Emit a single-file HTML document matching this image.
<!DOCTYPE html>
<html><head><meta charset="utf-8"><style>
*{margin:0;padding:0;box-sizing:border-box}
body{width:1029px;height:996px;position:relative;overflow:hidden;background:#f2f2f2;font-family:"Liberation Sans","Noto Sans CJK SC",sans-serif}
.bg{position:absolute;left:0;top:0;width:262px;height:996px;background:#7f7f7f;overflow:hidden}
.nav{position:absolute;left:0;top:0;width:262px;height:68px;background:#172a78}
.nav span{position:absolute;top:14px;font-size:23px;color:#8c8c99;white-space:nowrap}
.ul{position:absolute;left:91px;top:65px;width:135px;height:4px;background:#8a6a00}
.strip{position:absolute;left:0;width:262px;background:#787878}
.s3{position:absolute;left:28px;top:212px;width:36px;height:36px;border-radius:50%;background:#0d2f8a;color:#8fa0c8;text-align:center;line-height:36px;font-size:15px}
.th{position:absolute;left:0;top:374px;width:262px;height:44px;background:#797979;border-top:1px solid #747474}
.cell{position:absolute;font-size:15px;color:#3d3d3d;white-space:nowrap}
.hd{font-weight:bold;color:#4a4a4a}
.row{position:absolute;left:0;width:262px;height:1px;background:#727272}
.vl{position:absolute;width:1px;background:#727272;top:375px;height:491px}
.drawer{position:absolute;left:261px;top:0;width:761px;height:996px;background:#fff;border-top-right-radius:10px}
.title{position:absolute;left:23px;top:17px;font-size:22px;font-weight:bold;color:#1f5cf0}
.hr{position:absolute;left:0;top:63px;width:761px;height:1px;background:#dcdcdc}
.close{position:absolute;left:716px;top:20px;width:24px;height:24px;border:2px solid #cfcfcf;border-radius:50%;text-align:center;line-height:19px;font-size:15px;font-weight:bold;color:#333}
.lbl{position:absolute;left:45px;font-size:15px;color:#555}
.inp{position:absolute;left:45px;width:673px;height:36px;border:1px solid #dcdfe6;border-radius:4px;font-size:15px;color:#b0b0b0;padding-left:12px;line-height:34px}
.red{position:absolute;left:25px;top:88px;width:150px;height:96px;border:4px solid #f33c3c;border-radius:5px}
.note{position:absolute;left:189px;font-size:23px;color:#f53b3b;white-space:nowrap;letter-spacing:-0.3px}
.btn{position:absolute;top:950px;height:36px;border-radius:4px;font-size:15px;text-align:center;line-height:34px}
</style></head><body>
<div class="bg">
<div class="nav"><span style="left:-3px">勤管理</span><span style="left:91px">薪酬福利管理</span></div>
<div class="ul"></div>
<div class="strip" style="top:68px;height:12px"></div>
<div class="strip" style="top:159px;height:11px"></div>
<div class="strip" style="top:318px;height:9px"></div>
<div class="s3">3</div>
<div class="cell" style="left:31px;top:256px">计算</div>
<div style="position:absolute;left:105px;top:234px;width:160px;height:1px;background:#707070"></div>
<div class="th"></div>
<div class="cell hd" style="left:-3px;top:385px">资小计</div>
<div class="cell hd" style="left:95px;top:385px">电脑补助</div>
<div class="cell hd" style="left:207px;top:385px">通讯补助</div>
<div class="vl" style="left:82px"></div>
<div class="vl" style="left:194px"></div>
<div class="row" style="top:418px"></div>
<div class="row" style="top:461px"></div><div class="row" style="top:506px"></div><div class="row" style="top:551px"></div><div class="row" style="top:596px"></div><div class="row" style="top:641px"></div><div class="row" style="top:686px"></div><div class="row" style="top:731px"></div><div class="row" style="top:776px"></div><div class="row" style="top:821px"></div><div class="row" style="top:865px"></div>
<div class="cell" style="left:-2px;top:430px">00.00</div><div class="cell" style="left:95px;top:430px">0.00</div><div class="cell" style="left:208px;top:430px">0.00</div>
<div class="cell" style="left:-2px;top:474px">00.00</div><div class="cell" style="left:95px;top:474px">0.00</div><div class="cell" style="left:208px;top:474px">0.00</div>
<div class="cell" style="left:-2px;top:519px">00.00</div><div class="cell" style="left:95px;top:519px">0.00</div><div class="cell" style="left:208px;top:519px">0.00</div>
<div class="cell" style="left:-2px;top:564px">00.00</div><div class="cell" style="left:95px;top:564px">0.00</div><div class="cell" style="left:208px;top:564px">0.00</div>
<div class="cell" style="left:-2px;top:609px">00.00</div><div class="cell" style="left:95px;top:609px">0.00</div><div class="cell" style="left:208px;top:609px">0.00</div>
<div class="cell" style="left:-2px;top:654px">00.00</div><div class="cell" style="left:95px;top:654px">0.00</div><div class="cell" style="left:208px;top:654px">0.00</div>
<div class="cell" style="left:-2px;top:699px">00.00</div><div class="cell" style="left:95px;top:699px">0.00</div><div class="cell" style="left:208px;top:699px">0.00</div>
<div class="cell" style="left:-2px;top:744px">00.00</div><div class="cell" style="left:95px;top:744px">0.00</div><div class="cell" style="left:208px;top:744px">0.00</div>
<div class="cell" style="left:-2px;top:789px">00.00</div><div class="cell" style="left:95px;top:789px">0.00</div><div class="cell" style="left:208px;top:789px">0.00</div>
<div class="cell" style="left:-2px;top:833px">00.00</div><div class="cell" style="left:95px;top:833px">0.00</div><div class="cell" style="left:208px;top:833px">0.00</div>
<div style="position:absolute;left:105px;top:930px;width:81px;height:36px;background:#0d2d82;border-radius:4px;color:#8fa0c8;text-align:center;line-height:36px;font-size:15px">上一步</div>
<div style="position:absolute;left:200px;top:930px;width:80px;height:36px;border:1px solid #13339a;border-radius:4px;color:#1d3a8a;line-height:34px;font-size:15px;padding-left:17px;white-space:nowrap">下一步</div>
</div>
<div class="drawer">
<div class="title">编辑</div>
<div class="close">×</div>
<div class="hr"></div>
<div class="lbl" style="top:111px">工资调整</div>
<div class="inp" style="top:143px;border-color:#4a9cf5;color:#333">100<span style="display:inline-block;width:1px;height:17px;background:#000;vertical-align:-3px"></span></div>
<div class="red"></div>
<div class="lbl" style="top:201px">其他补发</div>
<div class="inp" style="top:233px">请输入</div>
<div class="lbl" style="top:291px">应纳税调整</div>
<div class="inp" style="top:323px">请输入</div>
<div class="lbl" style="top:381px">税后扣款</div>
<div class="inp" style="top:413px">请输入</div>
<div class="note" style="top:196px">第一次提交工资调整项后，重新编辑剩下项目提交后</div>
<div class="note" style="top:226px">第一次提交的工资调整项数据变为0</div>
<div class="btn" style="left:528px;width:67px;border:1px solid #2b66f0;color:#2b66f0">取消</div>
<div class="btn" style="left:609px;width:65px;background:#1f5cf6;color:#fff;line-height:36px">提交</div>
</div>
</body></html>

• _Given exercise_: Transcribe the material above in its entirety. Match it exactly.

• _Completed task_:
Emit a single-file HTML document matching this image.
<!DOCTYPE html>
<html><head><meta charset="utf-8"><style>
*{margin:0;padding:0;box-sizing:border-box}
body{width:1029px;height:996px;position:relative;overflow:hidden;background:#f2f2f2;font-family:"Liberation Sans","Noto Sans CJK SC",sans-serif}
.bg{position:absolute;left:0;top:0;width:262px;height:996px;background:#7f7f7f;overflow:hidden}
.nav{position:absolute;left:0;top:0;width:262px;height:68px;background:#172a78}
.nav span{position:absolute;top:14px;font-size:23px;color:#8c8c99;white-space:nowrap}
.ul{position:absolute;left:91px;top:65px;width:135px;height:4px;background:#8a6a00}
.strip{position:absolute;left:0;width:262px;background:#787878}
.s3{position:absolute;left:28px;top:212px;width:36px;height:36px;border-radius:50%;background:#0d2f8a;color:#8fa0c8;text-align:center;line-height:36px;font-size:15px}
.th{position:absolute;left:0;top:374px;width:262px;height:44px;background:#797979;border-top:1px solid #747474}
.cell{position:absolute;font-size:15px;color:#3d3d3d;white-space:nowrap}
.hd{font-weight:bold;color:#4a4a4a}
.row{position:absolute;left:0;width:262px;height:1px;background:#727272}
.vl{position:absolute;width:1px;background:#727272;top:375px;height:491px}
.drawer{position:absolute;left:261px;top:0;width:761px;height:996px;background:#fff;border-top-right-radius:10px}
.title{position:absolute;left:23px;top:17px;font-size:22px;font-weight:bold;color:#1f5cf0}
.hr{position:absolute;left:0;top:63px;width:761px;height:1px;background:#dcdcdc}
.close{position:absolute;left:716px;top:20px;width:24px;height:24px;border:2px solid #cfcfcf;border-radius:50%;text-align:center;line-height:19px;font-size:15px;font-weight:bold;color:#333}
.lbl{position:absolute;left:45px;font-size:15px;color:#555}
.inp{position:absolute;left:45px;width:673px;height:36px;border:1px solid #dcdfe6;border-radius:4px;font-size:15px;color:#b0b0b0;padding-left:12px;line-height:34px}
.red{position:absolute;left:25px;top:88px;width:150px;height:96px;border:4px solid #f33c3c;border-radius:5px}
.note{position:absolute;left:189px;font-size:23px;color:#f53b3b;white-space:nowrap;letter-spacing:-0.3px}
.btn{position:absolute;top:950px;height:36px;border-radius:4px;font-size:15px;text-align:center;line-height:34px}
</style></head><body>
<div class="bg">
<div class="nav"><span style="left:-3px">勤管理</span><span style="left:91px">薪酬福利管理</span></div>
<div class="ul"></div>
<div class="strip" style="top:68px;height:12px"></div>
<div class="strip" style="top:159px;height:11px"></div>
<div class="strip" style="top:318px;height:9px"></div>
<div class="s3">3</div>
<div class="cell" style="left:31px;top:256px">计算</div>
<div style="position:absolute;left:105px;top:234px;width:160px;height:1px;background:#707070"></div>
<div class="th"></div>
<div class="cell hd" style="left:-3px;top:385px">资小计</div>
<div class="cell hd" style="left:95px;top:385px">电脑补助</div>
<div class="cell hd" style="left:207px;top:385px">通讯补助</div>
<div class="vl" style="left:82px"></div>
<div class="vl" style="left:194px"></div>
<div class="row" style="top:418px"></div>
<div class="row" style="top:461px"></div><div class="row" style="top:506px"></div><div class="row" style="top:551px"></div><div class="row" style="top:596px"></div><div class="row" style="top:641px"></div><div class="row" style="top:686px"></div><div class="row" style="top:731px"></div><div class="row" style="top:776px"></div><div class="row" style="top:821px"></div><div class="row" style="top:865px"></div>
<div class="cell" style="left:-2px;top:430px">00.00</div><div class="cell" style="left:95px;top:430px">0.00</div><div class="cell" style="left:208px;top:430px">0.00</div>
<div class="cell" style="left:-2px;top:474px">00.00</div><div class="cell" style="left:95px;top:474px">0.00</div><div class="cell" style="left:208px;top:474px">0.00</div>
<div class="cell" style="left:-2px;top:519px">00.00</div><div class="cell" style="left:95px;top:519px">0.00</div><div class="cell" style="left:208px;top:519px">0.00</div>
<div class="cell" style="left:-2px;top:564px">00.00</div><div class="cell" style="left:95px;top:564px">0.00</div><div class="cell" style="left:208px;top:564px">0.00</div>
<div class="cell" style="left:-2px;top:609px">00.00</div><div class="cell" style="left:95px;top:609px">0.00</div><div class="cell" style="left:208px;top:609px">0.00</div>
<div class="cell" style="left:-2px;top:654px">00.00</div><div class="cell" style="left:95px;top:654px">0.00</div><div class="cell" style="left:208px;top:654px">0.00</div>
<div class="cell" style="left:-2px;top:699px">00.00</div><div class="cell" style="left:95px;top:699px">0.00</div><div class="cell" style="left:208px;top:699px">0.00</div>
<div class="cell" style="left:-2px;top:744px">00.00</div><div class="cell" style="left:95px;top:744px">0.00</div><div class="cell" style="left:208px;top:744px">0.00</div>
<div class="cell" style="left:-2px;top:789px">00.00</div><div class="cell" style="left:95px;top:789px">0.00</div><div class="cell" style="left:208px;top:789px">0.00</div>
<div class="cell" style="left:-2px;top:833px">00.00</div><div class="cell" style="left:95px;top:833px">0.00</div><div class="cell" style="left:208px;top:833px">0.00</div>
<div style="position:absolute;left:105px;top:930px;width:81px;height:36px;background:#0d2d82;border-radius:4px;color:#8fa0c8;text-align:center;line-height:36px;font-size:15px">上一步</div>
<div style="position:absolute;left:200px;top:930px;width:80px;height:36px;border:1px solid #13339a;border-radius:4px;color:#1d3a8a;line-height:34px;font-size:15px;padding-left:17px;white-space:nowrap">下一步</div>
</div>
<div class="drawer">
<div class="title">编辑</div>
<div class="close">×</div>
<div class="hr"></div>
<div class="lbl" style="top:111px">工资调整</div>
<div class="inp" style="top:143px;border-color:#4a9cf5;color:#333">100<span style="display:inline-block;width:1px;height:17px;background:#000;vertical-align:-3px"></span></div>
<div class="red"></div>
<div class="lbl" style="top:201px">其他补发</div>
<div class="inp" style="top:233px">请输入</div>
<div class="lbl" style="top:291px">应纳税调整</div>
<div class="inp" style="top:323px">请输入</div>
<div class="lbl" style="top:381px">税后扣款</div>
<div class="inp" style="top:413px">请输入</div>
<div class="note" style="top:196px">第一次提交工资调整项后，重新编辑剩下项目提交后</div>
<div class="note" style="top:226px">第一次提交的工资调整项数据变为0</div>
<div class="btn" style="left:528px;width:67px;border:1px solid #2b66f0;color:#2b66f0">取消</div>
<div class="btn" style="left:609px;width:65px;background:#1f5cf6;color:#fff;line-height:36px">提交</div>
</div>
</body></html>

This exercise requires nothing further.